Though the heat has caused some problems it has really helped many other crops; for example our bean yields were phenomenal. But, they came early and went out quick from the two successions we planted for you but none the less they liked the heat. Also our cucurbit (cucumbers, pumpkins, & squashes) yields have been quite impressive if we could keep the pesky cucumber beetle at bay! This is a fine example as to why crop diversity is key… one crop thrives when another one fails under the same conditions.

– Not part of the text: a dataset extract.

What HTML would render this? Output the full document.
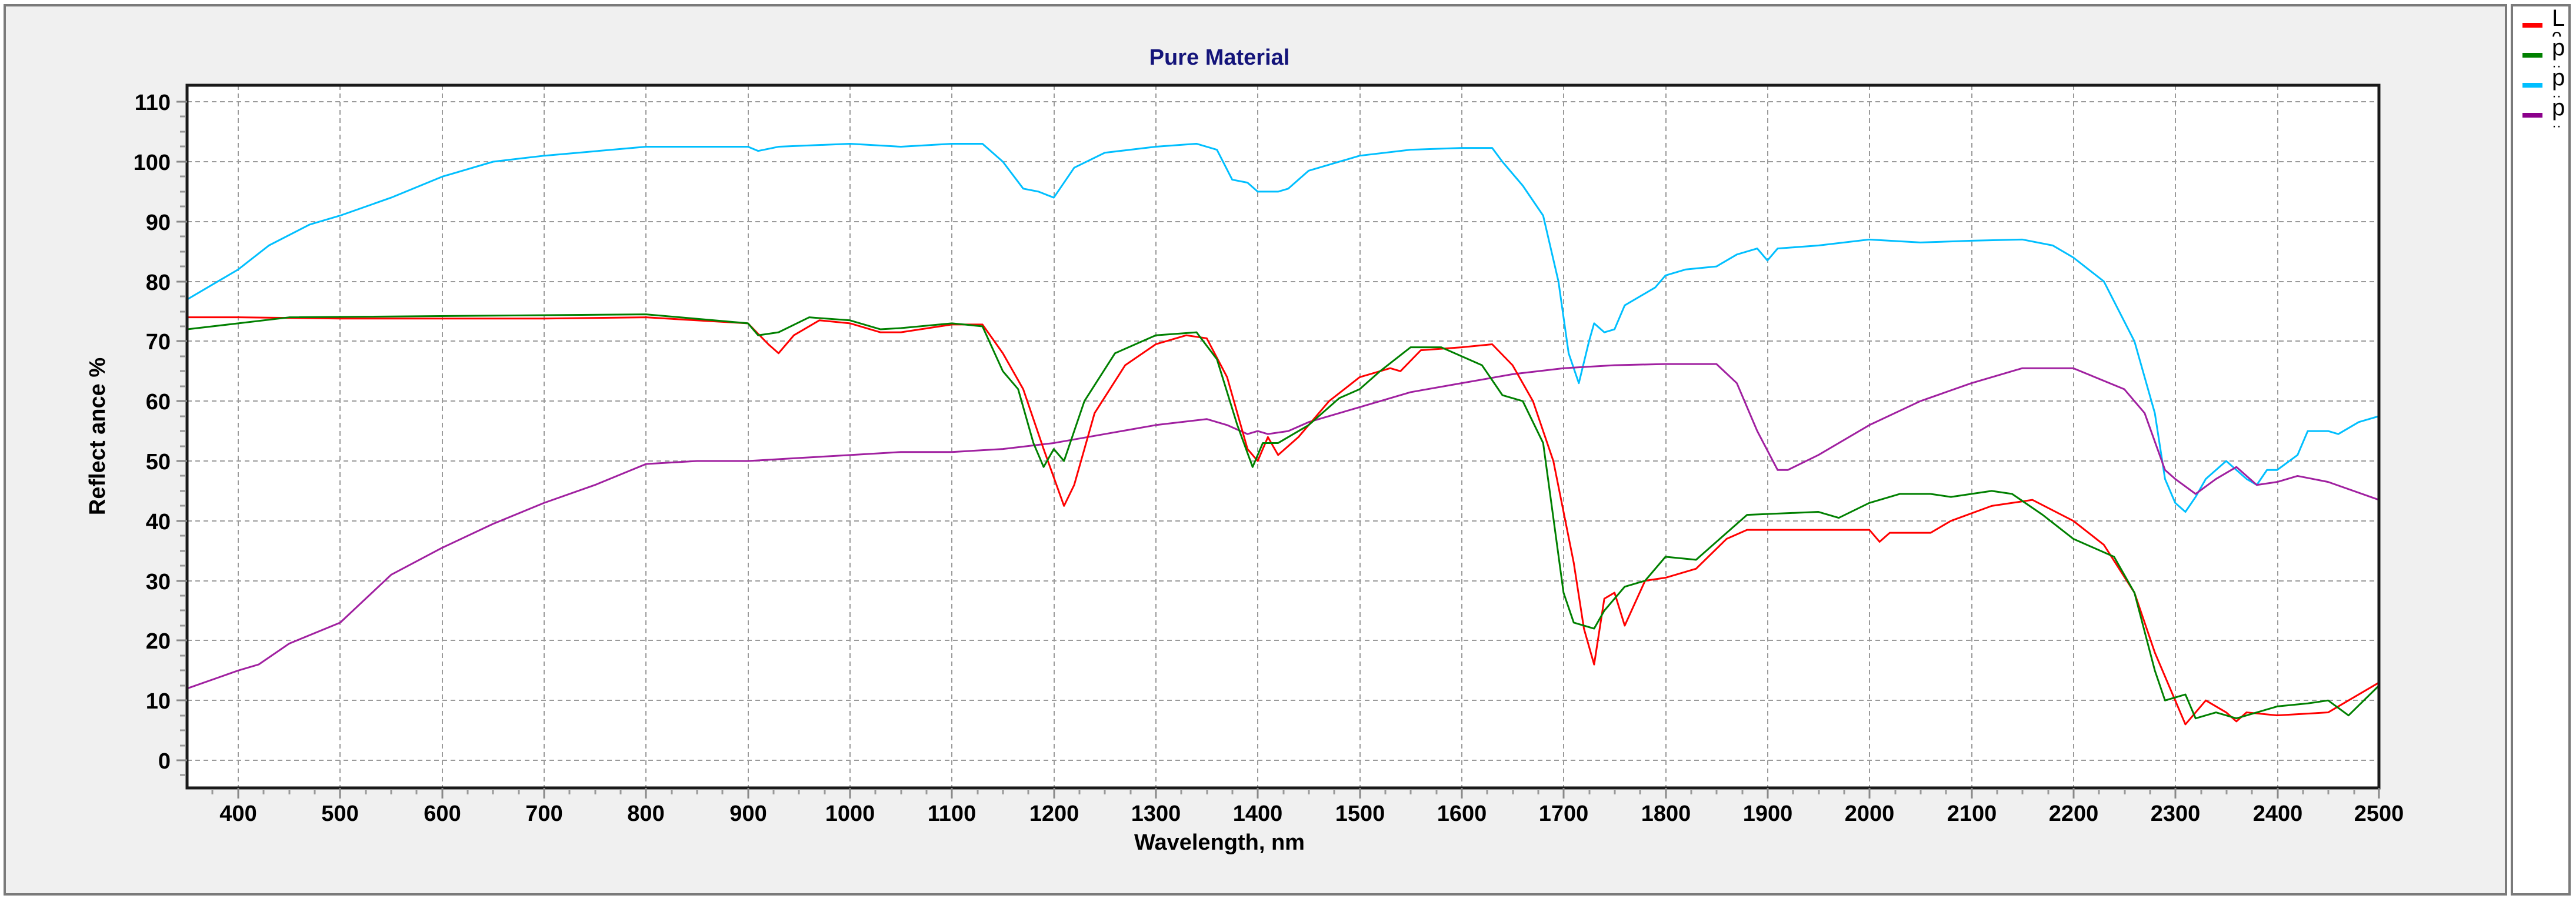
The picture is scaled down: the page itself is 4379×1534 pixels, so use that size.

We formally and informally trial many different varieties each season in hopes of refining the proper balance varieties to thrive in our micro- climate. As our climate changes so to do the cultural practices we must adapt to in order to bring you the finest food in the land. There is always something, and I’m not complaining, just bringing to your attention the amazing connection to your food and what the different weather in different seasons means to your local supply. I could go on about all of the little nuances that go into cultivation and timing and planning to grow your food. But really I want to go on about is how amazing it is to grow with such a supportive, enthusiastic community that is so passionate about their food, their farmland and the overall health of the planet. We can hardly wait to launch into this fall with you and share the harvest!
Luke, Adam, Sarah, Megan, Bridget, Tino, Yolanda, Valentin, Julio-Cesar,Mike, Marianna, Lisa, Alice, Sarah D, Dana, Joshua, Arwen, Grace, Brandon, (and our inspiration Pearl, Emuna, Avi Ray & Zoe Rose).